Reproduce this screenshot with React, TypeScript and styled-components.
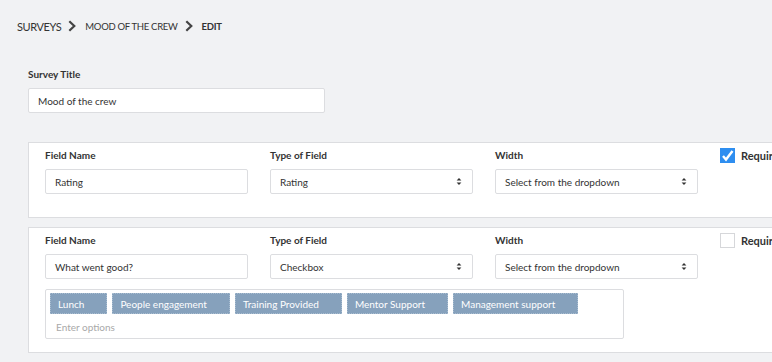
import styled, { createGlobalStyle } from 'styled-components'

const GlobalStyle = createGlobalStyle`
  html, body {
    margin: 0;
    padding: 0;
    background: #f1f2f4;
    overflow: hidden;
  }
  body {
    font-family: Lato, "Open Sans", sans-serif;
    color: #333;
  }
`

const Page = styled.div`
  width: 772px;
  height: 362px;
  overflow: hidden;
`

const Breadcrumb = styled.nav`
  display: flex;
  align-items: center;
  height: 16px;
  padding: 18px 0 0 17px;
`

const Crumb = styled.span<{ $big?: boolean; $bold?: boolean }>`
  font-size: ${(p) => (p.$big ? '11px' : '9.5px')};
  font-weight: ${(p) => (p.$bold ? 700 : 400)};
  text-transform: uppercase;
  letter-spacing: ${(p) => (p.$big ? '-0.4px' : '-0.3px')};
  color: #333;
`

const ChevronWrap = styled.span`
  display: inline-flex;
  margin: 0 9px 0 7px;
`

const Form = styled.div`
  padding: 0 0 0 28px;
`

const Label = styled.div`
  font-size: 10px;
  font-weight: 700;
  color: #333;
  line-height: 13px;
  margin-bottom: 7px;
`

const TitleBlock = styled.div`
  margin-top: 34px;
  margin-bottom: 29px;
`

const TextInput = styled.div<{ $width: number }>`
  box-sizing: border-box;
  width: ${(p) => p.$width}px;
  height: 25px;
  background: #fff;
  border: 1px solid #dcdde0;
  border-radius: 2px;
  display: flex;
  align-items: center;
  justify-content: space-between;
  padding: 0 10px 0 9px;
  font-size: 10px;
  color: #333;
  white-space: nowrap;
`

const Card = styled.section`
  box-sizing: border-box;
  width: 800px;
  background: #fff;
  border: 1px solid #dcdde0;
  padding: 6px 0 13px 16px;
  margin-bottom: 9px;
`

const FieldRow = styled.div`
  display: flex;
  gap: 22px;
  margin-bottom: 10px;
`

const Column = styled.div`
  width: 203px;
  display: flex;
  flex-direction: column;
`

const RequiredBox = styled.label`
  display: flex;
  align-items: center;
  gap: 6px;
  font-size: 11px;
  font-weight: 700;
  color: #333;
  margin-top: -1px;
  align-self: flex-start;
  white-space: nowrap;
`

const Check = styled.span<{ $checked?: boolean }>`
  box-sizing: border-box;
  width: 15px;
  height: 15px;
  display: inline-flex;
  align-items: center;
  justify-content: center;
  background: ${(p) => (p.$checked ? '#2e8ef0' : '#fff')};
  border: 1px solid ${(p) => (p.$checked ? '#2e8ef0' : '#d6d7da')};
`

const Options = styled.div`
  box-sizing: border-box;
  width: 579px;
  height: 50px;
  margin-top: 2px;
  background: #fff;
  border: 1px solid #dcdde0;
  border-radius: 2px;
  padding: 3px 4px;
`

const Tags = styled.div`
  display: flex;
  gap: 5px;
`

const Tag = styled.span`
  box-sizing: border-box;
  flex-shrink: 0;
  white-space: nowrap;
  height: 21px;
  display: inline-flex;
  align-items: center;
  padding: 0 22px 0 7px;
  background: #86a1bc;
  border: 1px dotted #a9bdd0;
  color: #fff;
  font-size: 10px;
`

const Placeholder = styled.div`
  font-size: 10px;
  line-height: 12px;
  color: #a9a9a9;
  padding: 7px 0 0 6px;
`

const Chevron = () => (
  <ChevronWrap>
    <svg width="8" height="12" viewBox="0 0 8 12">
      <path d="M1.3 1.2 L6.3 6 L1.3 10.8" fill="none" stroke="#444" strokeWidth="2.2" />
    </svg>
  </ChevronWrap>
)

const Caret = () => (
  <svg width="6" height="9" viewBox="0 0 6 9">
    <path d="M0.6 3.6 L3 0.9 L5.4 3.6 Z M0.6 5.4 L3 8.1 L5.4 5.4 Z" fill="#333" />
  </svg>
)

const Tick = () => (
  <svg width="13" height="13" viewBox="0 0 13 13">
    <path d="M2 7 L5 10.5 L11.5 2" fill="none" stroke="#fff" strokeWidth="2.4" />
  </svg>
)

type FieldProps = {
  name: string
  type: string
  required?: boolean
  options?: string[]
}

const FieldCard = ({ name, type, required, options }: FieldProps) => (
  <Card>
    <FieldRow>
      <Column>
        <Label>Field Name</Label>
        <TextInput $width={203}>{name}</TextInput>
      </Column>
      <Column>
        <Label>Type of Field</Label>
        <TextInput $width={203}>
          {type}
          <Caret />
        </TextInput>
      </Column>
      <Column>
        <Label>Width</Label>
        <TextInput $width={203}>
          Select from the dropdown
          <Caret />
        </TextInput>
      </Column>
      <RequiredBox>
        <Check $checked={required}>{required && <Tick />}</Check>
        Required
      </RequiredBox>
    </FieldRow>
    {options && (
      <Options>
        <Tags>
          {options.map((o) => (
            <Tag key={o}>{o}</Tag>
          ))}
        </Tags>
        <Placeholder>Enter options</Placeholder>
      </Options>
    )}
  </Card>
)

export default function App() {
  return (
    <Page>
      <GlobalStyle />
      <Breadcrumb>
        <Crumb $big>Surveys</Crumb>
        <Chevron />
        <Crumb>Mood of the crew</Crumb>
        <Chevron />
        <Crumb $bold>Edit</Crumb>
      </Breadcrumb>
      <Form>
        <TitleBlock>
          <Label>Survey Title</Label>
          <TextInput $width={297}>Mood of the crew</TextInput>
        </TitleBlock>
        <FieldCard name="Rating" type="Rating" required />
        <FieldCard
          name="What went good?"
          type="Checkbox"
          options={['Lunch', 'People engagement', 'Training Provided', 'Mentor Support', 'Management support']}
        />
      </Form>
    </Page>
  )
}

◆ **WRITTEN REQUEST**:
What is the number of lines above that hold the string "components"? Answer with that number alone.

◆ **WRITTEN SOLUTION**:
2